Groene ruggengraat van Grebbeberg tot Gooimeer
Van de Grebbeberg bij Rhenen tot het Gooimeer bij Huizen. De provincies Utrecht en Noord-Holland maken zich sterk voor één nationaal park voor de hele Heuvelrug.
Een nationaal park is een vrijwillige samenwerkingsvorm van grondeigenaren, overheden en natuurbeherende organisaties, die met elkaar verantwoordelijk zijn voor natuur, recreatie en wonen en werken in een natuurgebied. Van een bijzondere planologische status is geen sprake, samenwerking leidt wel tot meer samenhang bij de bescherming en de ontwikkeling van het gebied.

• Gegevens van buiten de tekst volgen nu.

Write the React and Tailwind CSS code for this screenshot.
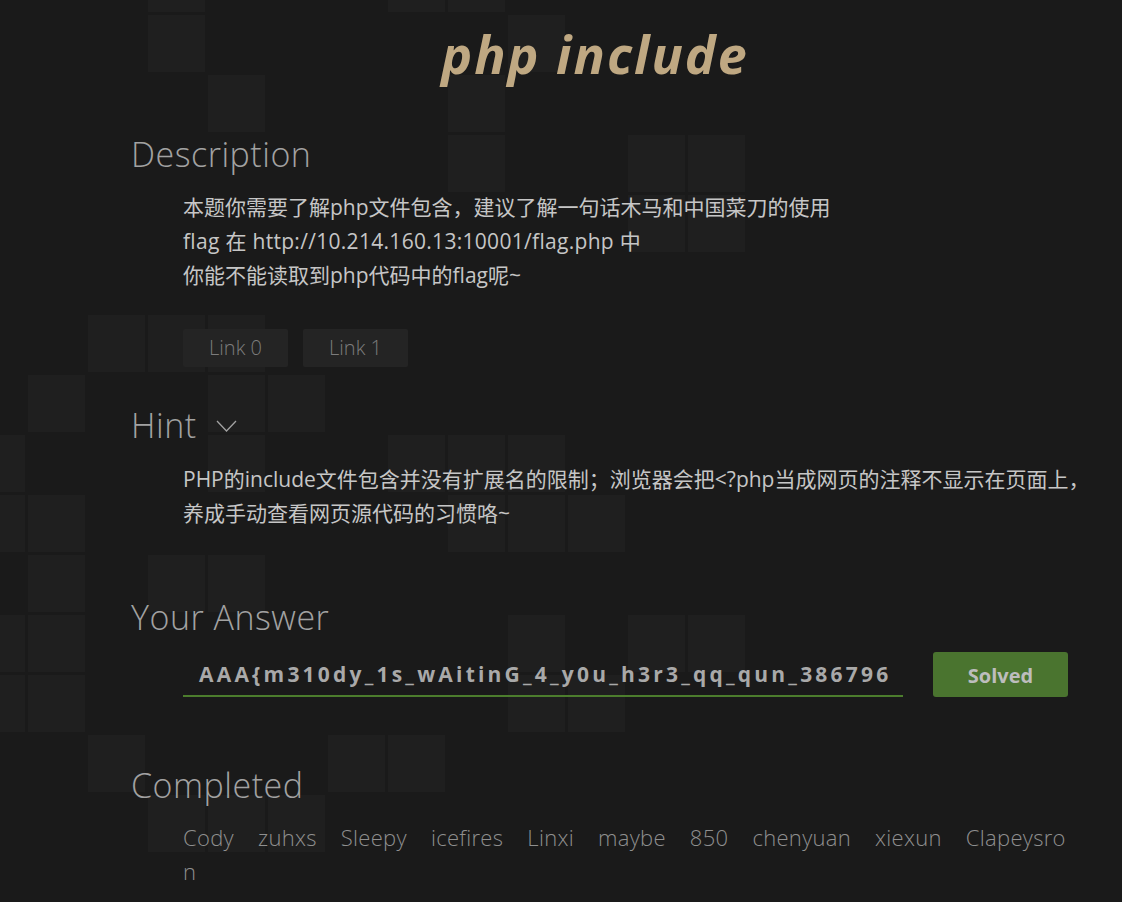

„Op luchtfoto’s is goed te zien dat de hele Heuvelrug één aaneengesloten natuurgebied, één hoge zandrug, is van in totaal circa 40.000 hectare”, aldus Janine Caalders, voorzitter van het bestaande Nationaal Park Utrechtse Heuvelrug. „De bestuurlijke grenzen zie je op die foto’s niet. Dan zou je de Heuvelrug ook als één geheel moeten behandelen. Voor ons is uitbreiding naar de hele Heuvelrug een lonkend perspectief.”
Nationaal Park Utrechtse Heuvelrug, het zuidelijk deel van het gebied, bestaat sinds 2003. „Het ontstond toen particuliere landgoedeigenaren en terreinbeheerders met hun buren om de tafel gingen zitten. Het was een proces van onderaf. Het natuurgebied ten zuiden van A12, van Utrecht naar Arnhem, is qua eigendom behoorlijk versnipperd doordat er veel partijen zijn. Het nationaal park heeft meer samenwerking gebracht.”
In 2013 is het parkgebied uitgebreid tot aan de A28 (Utrecht-Amersfoort). Een sprong verder naar het Gooimeer toe is niet alleen een wens van de partners in het huidige park, ook de provincie Utrecht is voorstander. Gedeputeerde Staten zien een parkstatus voor de hele Heuvelrug als „een sterke basis voor het behoud van de natuur- en cultuurwaarden in de toekomst.”
Economische ontwikkeling gaat in een nationaal park hand in hand met natuurbeheer. „Voor de toekomst van de Heuvelrug is het erg belangrijk om het aanwezige groen te behouden. Dat is ons goud”, aldus Caalders. „De economie en het woon- en leefklimaat zijn hier van oudsher sterk mee verweven. Er zijn veel mogelijkheden dat natuur en economie elkaar versterken. Zo levert de verkoop van vignetten voor mountainbikeroutes nu al geld op dat onder meer wordt gebruikt voor die routes.”
Kenmerkend voor het gebied zijn de vele zorginstellingen, conferentieoorden, landgoederen en buitenplaatsen. „Mensen wonen en recreëren er bovendien graag. De druk op het gebied is groot. De vraag is hoe je dat allemaal een plaats geeft in die groene ‘ruggengraat’. Daar moeten alle partijen met elkaar over spreken, de natuurmensen en de ondernemers: wat wil je waar, en waar wil je iets zeker niet?”
Gemeenten, grondeigenaren, ondernemers en andere betrokken partijen in de Gooi en Vechtstreek gaan in gesprek om te onderzoeken of de beoogde uitbreiding haalbaar is. De ambitie is om eind volgend jaar een programma voor financiën en organisatie te hebben. In 2018 kan dat dan worden verwezenlijkt.
Burgemeester Roest van Laren, voorzitter van de regio Gooi en Vechtstreek, voelt er zeker voor. „Samenwerking in nationaal-parkverband kan meehelpen om een tegenwicht te bieden aan de stedelijke druk vanuit met name Amsterdam. Dat is nodig om ons woon- en leefklimaat overeind te houden.”